5.2.       Metafisika: Holisme vs. Dualisme

Metafisika filsafat Barat cenderung dualistik, terutama dalam pengaruh filsafat Yunani dan agama Kristen. Plato memperkenalkan gagasan tentang realitas yang terbagi menjadi dunia ide (yang sempurna) dan dunia materi (yang tidak sempurna). Pemikiran ini berkembang dalam tradisi filsafat Barat yang membedakan antara pikiran dan tubuh, jiwa dan materi.6

Sebaliknya, filsafat Pribumi Amerika lebih bersifat holistik, menganggap bahwa segala sesuatu di alam semesta saling berhubungan dan tidak terpisahkan.

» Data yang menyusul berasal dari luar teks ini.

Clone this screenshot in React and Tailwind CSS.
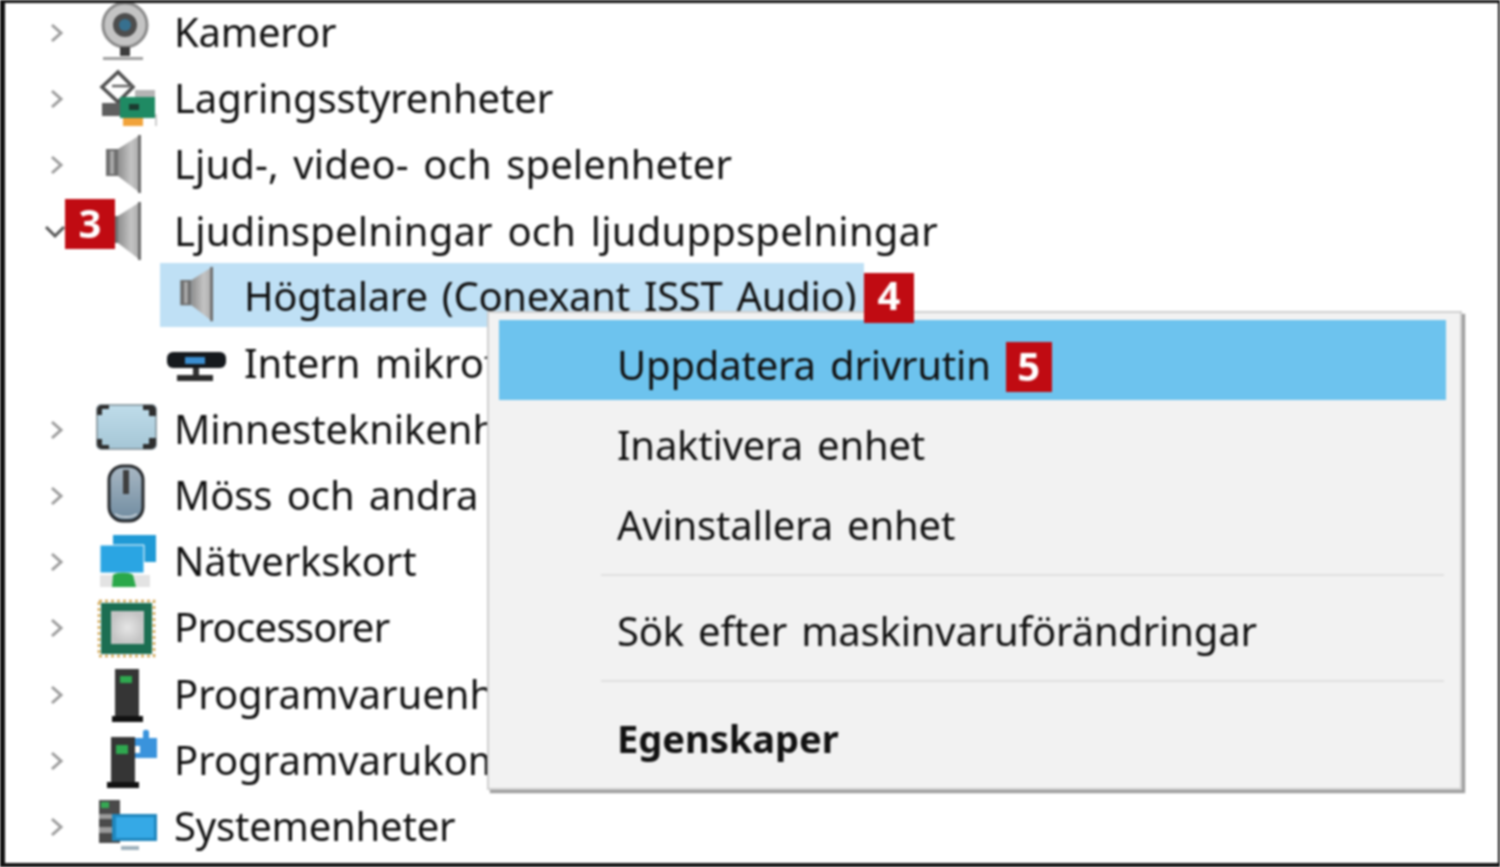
const Chevron = () => (
  <svg width="16" height="24" viewBox="0 0 16 24" className="shrink-0">
    <path d="M3 4l9 8-9 8" fill="none" stroke="#9c9c9c" strokeWidth="3" />
  </svg>
);

const ChevronDown = () => (
  <svg width="20" height="16" viewBox="0 0 20 16" className="shrink-0">
    <path d="M1 3l9 9 9-9" fill="none" stroke="#555" strokeWidth="3" />
  </svg>
);

const Speaker = ({ w = 62, h = 66 }) => (
  <svg width={w} height={h} viewBox="0 0 62 66" className="shrink-0">
    <path d="M11 17h12v27H11z" fill="#6f6f6f" />
    <path d="M15 19h4v23h-4z" fill="#a8a8a8" />
    <path d="M23 17L45 3v58L23 44z" fill="url(#cone)" />
    <path d="M43 3h3v58h-3z" fill="#6e6e6e" />
  </svg>
);

const Camera = () => (
  <svg width="62" height="66" viewBox="0 0 62 66" className="shrink-0">
    <circle cx="30" cy="25" r="22" fill="#c4c4c4" />
    <circle cx="30" cy="25" r="22" fill="none" stroke="#8a8a8a" strokeWidth="3" />
    <circle cx="30" cy="25" r="12" fill="#4d4d4d" />
    <circle cx="30" cy="25" r="6" fill="#37708f" />
    <path d="M25 47h10v9H25z" fill="#3d3d3d" />
    <path d="M8 57h40v3H8z" fill="#a0a0a0" />
  </svg>
);

const Storage = () => (
  <svg width="62" height="66" viewBox="0 0 62 66" className="shrink-0">
    <path d="M23 6L7 21l16 15 15-15z" fill="#fff" stroke="#4f4f4f" strokeWidth="3.5" />
    <path d="M17 20h20" stroke="#666" strokeWidth="2.5" />
    <path d="M7 37h22v13H7z" fill="#5f5f5f" />
    <path d="M40 24h20v26H40z" fill="#b4b4b4" />
    <path d="M25 31h35v21H25z" fill="#1f8a63" />
    <path d="M34 38h10v6H34z" fill="#1c3b30" />
    <path d="M28 52h20v8H28z" fill="#f1a33b" />
    <path d="M60 48h2v12h-2z" fill="#ccc" />
  </svg>
);

const Mic = () => (
  <svg width="62" height="66" viewBox="0 0 62 66" className="shrink-0">
    <rect x="2" y="21" width="59" height="16" rx="6" fill="#15191d" />
    <path d="M20 26h20v7H20z" fill="#3b8ed0" />
    <path d="M28 37h6v8h-6z" fill="#333" />
    <path d="M12 44h36v6H12z" fill="#2b2b2b" />
  </svg>
);

const Memory = () => (
  <svg width="62" height="66" viewBox="0 0 62 66" className="shrink-0">
    <rect x="2" y="8" width="59" height="44" rx="4" fill="url(#card)" stroke="#7b8a93" strokeWidth="1.5" />
    <path d="M2 13a5 5 0 0 1 5-5h7v4H7v6H2zM61 13a5 5 0 0 0-5-5h-8v5h6v6h7zM2 47a5 5 0 0 0 5 5h7v-4H7v-6H2zM61 47a5 5 0 0 1-5 5h-8v-5h6v-6h7z" fill="#2e2e2e" />
  </svg>
);

const Mouse = () => (
  <svg width="62" height="66" viewBox="0 0 62 66" className="shrink-0">
    <rect x="14" y="3" width="34" height="55" rx="14" fill="url(#mouse)" stroke="#26292c" strokeWidth="3" />
    <path d="M28 7h6v24h-6z" fill="#3f3f3f" />
    <path d="M20 51c6 4 16 4 22 0" fill="none" stroke="#c8d0d6" strokeWidth="2" />
  </svg>
);

const Network = () => (
  <svg width="62" height="66" viewBox="0 0 62 66" className="shrink-0">
    <path d="M18 6h43v27H18z" fill="#1f9ad6" />
    <path d="M5 16h44v28H5z" fill="#2aa5e3" stroke="#fff" strokeWidth="1" />
    <path d="M5 46h50v12H5z" fill="#e3e3e3" />
    <path d="M18 46c2-3 18-3 20 0l3 12H17z" fill="#2aa84a" />
  </svg>
);

const Cpu = () => (
  <svg width="62" height="66" viewBox="0 0 62 66" className="shrink-0">
    <path d="M4 6h55v55H4z" fill="none" stroke="#d1a550" strokeWidth="2.5" strokeDasharray="3 3" />
    <path d="M6 8h51v51H6z" fill="#1c6e52" />
    <path d="M16 16h33v33H16z" fill="url(#die)" />
  </svg>
);

const Tower = () => (
  <svg width="62" height="66" viewBox="0 0 62 66" className="shrink-0">
    <path d="M20 7h24v49H20z" fill="#353535" />
    <path d="M25 14h12v7H25z" fill="#2fa84f" />
    <path d="M17 54h31v6H17z" fill="#111" />
  </svg>
);

const TowerPuzzle = () => (
  <svg width="62" height="66" viewBox="0 0 62 66" className="shrink-0">
    <path d="M16 9h24v47H16z" fill="#353535" />
    <path d="M21 17h12v9H21z" fill="#2fa84f" />
    <path d="M12 54h32v6H12z" fill="#111" />
    <path d="M40 10h8V4c0-3 6-3 6 0v6h8v20H40v-5h5v-7h-5z" fill="#3a93dc" />
  </svg>
);

const SystemIcon = () => (
  <svg width="62" height="66" viewBox="0 0 62 66" className="shrink-0">
    <path d="M4 6h21v43H4z" fill="#4a4a4a" />
    <path d="M6 8h8v6H6z" fill="#35a853" />
    <path d="M4 20h18v5H4zM4 33h14v6H4z" fill="#9a9a9a" />
    <path d="M17 20h45v27H17z" fill="#1f86bd" />
    <path d="M21 23h38v21H21z" fill="#35a9e6" />
    <path d="M26 52h18v4H26z" fill="#9fb2bd" />
  </svg>
);

const Badge = ({ children, className }) => (
  <span
    className={`flex h-[50px] items-center justify-center bg-[#c00b12] pb-[3px] text-[40px] font-bold leading-none tracking-normal text-white ${className}`}
  >
    {children}
  </span>
);

const Row = ({ icon, label, down, text = "" }) => (
  <div className="flex h-[66.17px] items-center pl-[49px]">
    {down ? (
      <span className="-ml-[4px] mr-[-1px] flex w-[21px] items-center">
        <ChevronDown />
      </span>
    ) : (
      <Chevron />
    )}
    <span className="ml-[30px] shrink-0">{icon}</span>
    <span className={`ml-[17px] whitespace-nowrap pb-[2px] ${text}`}>{label}</span>
  </div>
);

const MenuItem = ({ children, className = "pb-[2px]" }) => (
  <div className={`flex h-[80px] items-center pl-[118px] ${className}`}>{children}</div>
);

export default function App() {
  return (
    <div className="relative h-[867px] w-[1500px] overflow-hidden bg-white font-['Noto_Sans',sans-serif] text-[40px] leading-none text-[#111] [word-spacing:4px] blur-[0.8px]">
      <svg width="0" height="0" className="absolute">
        <defs>
          <linearGradient id="cone" x1="0" x2="1" y1="0" y2="0">
            <stop offset="0" stopColor="#8e8e8e" />
            <stop offset="0.6" stopColor="#c4c4c4" />
            <stop offset="1" stopColor="#a8a8a8" />
          </linearGradient>
          <linearGradient id="card" x1="0" x2="0" y1="0" y2="1">
            <stop offset="0" stopColor="#bfdcea" />
            <stop offset="1" stopColor="#a5c6d6" />
          </linearGradient>
          <linearGradient id="mouse" x1="0" x2="0" y1="0" y2="1">
            <stop offset="0" stopColor="#a9b8c4" />
            <stop offset="1" stopColor="#6f8ba0" />
          </linearGradient>
          <radialGradient id="die">
            <stop offset="0" stopColor="#e6e6e6" />
            <stop offset="1" stopColor="#c4c4c4" />
          </radialGradient>
        </defs>
      </svg>

      <Row icon={<Camera />} label="Kameror" text="tracking-[-0.2px]" />
      <Row icon={<Storage />} label="Lagringsstyrenheter" text="tracking-[-0.1px]" />
      <Row icon={<Speaker />} label="Ljud-, video- och spelenheter" text="tracking-[0.1px]" />
      <Row icon={<Speaker />} label="Ljudinspelningar och ljuduppspelningar" down text="tracking-[0.2px]" />

      <div className="flex h-[66.17px] items-center pl-[160px]">
        <div className="-mt-[5px] flex h-[64px] w-[704px] items-center bg-[#bfe0f5]">
          <span className="ml-[10px] shrink-0">
            <Speaker w={58} h={62} />
          </span>
          <span className="ml-[16px] mt-[2px] whitespace-nowrap tracking-[-0.3px]">Högtalare (Conexant ISST Audio)</span>
        </div>
        <Badge className="relative z-10 w-[50px] pb-[6px]">4</Badge>
      </div>

      <div className="flex h-[66.17px] items-center pl-[165px]">
        <Mic />
        <span className="ml-[17px] whitespace-nowrap pb-[2px]">Intern mikrof</span>
      </div>

      <Row icon={<Memory />} label="Minnesteknikenh" text="tracking-[-0.1px]" />
      <Row icon={<Mouse />} label="Möss och andra" text="tracking-[-0.1px]" />
      <Row icon={<Network />} label="Nätverkskort" text="tracking-[-0.1px]" />
      <Row icon={<Cpu />} label="Processorer" text="tracking-[-0.7px]" />
      <Row icon={<Tower />} label="Programvaruenh" />
      <Row icon={<TowerPuzzle />} label="Programvarukom" />
      <Row icon={<SystemIcon />} label="Systemenheter" text="tracking-[-0.2px]" />

      <Badge className="absolute left-[65px] top-[199px] w-[50px]">3</Badge>

      <div className="absolute left-[487px] top-[311px] h-[479px] w-[975px] border-2 border-[#cfcfcf] bg-[#f2f2f2] pl-[10px] pr-[14px] pt-[7px] tracking-[-0.2px] shadow-[3px_3px_1px_rgba(0,0,0,0.38)]">
        <MenuItem className="mb-[6px] bg-[#6dc3ee] pt-[10px]">
          <span>Uppdatera drivrutin</span>
          <Badge className="ml-[15px] mt-[4px] w-[46px]">5</Badge>
        </MenuItem>
        <MenuItem>Inaktivera enhet</MenuItem>
        <MenuItem>Avinstallera enhet</MenuItem>
        <div className="ml-[102px] mr-[2px] mt-[8px] h-[2px] bg-[#e0e0e0]" />
        <MenuItem className="mt-[17px] pb-[4px]">Sök efter maskinvaruförändringar</MenuItem>
        <div className="ml-[102px] mr-[2px] mt-[7px] h-[2px] bg-[#e0e0e0]" />
        <MenuItem className="mt-[19px] pb-[6px] text-[38px] font-bold tracking-normal">Egenskaper</MenuItem>
      </div>

      <div className="pointer-events-none absolute inset-0 border-b-[4px] border-l-[5px] border-r-[2px] border-t-[3px] border-[#111]" />
    </div>
  );
}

Konsep Mitákuye Oyás’iŋ dalam tradisi Lakota, yang berarti "semua makhluk adalah saudara", menegaskan bahwa tidak ada pemisahan fundamental antara manusia, hewan, tumbuhan, dan roh.7 Hal ini sejalan dengan konsep interbeing dalam Buddhisme, yang menekankan keterkaitan semua makhluk.8

Sementara dalam filsafat Barat realitas sering dipandang sebagai sesuatu yang dapat dipisahkan menjadi kategori-kategori yang berbeda, filsafat Pribumi Amerika menganggap bahwa dunia materi dan spiritual adalah satu kesatuan yang tidak bisa dipisahkan.9

5.3.       Etika: Komunitarianisme vs. Individualisme

Filsafat Barat, terutama sejak era modern, sangat dipengaruhi oleh konsep individualisme. Pemikiran filsuf seperti John Locke dan Immanuel Kant menekankan hak-hak individu, kebebasan pribadi, dan moralitas berbasis kewajiban universal.10 Kant, misalnya, memperkenalkan konsep imperatif kategoris, di mana tindakan moral didasarkan pada prinsip rasional yang berlaku bagi semua manusia secara universal.11

Sebaliknya, filsafat Pribumi Amerika lebih berorientasi pada komunitas dan keseimbangan sosial. Etika dalam masyarakat pribumi menekankan tanggung jawab kolektif, kesejahteraan komunitas, dan keharmonisan dengan alam.12 Dalam sistem sosial Haudenosaunee (Iroquois), misalnya, pengambilan keputusan tidak hanya mempertimbangkan generasi saat ini tetapi juga generasi masa depan, sebagaimana dijelaskan dalam prinsip Seventh Generation.13

Filsafat Timur, khususnya Konfusianisme, memiliki kesamaan dengan etika pribumi dalam hal menekankan nilai komunitas dan tanggung jawab sosial. Konsep ren (kemanusiaan) dan li (tata krama) dalam Konfusianisme menekankan pentingnya harmoni sosial dan hubungan yang saling menghormati.14

5.4.       Hubungan dengan Alam: Eksploitasi vs. Keselarasan

Perbedaan besar lainnya antara filsafat Pribumi Amerika dan filsafat Barat adalah bagaimana mereka memandang alam. Filsafat Barat, terutama dalam tradisi modern yang dipengaruhi oleh Revolusi Ilmiah dan Industrialisasi, cenderung melihat alam sebagai objek yang dapat dikendalikan dan dieksploitasi.15 Pandangan ini terlihat dalam pemikiran Francis Bacon, yang berargumen bahwa sains harus digunakan untuk "menaklukkan alam" demi kemajuan manusia.16

Sebaliknya, filsafat Pribumi Amerika melihat manusia sebagai bagian dari alam yang memiliki kewajiban moral untuk menjaga keseimbangan ekologis.17 Pandangan ini mirip dengan ajaran Taoisme, yang menekankan keharmonisan dengan alam dan ketidakintervensian berlebihan terhadap proses alami.18


Kesimpulan

Filsafat Pribumi Amerika menawarkan perspektif yang berbeda dari filsafat Barat, terutama dalam hal epistemologi, metafisika, etika, dan hubungan dengan alam. Sementara filsafat Barat menekankan rasionalitas, dualisme, dan individualisme, filsafat pribumi lebih berbasis pada pengalaman, holisme, dan komunitarianisme. Meskipun demikian, ada beberapa kesamaan dengan filsafat Timur, terutama dalam konsep keseimbangan, keterhubungan, dan penghormatan terhadap alam.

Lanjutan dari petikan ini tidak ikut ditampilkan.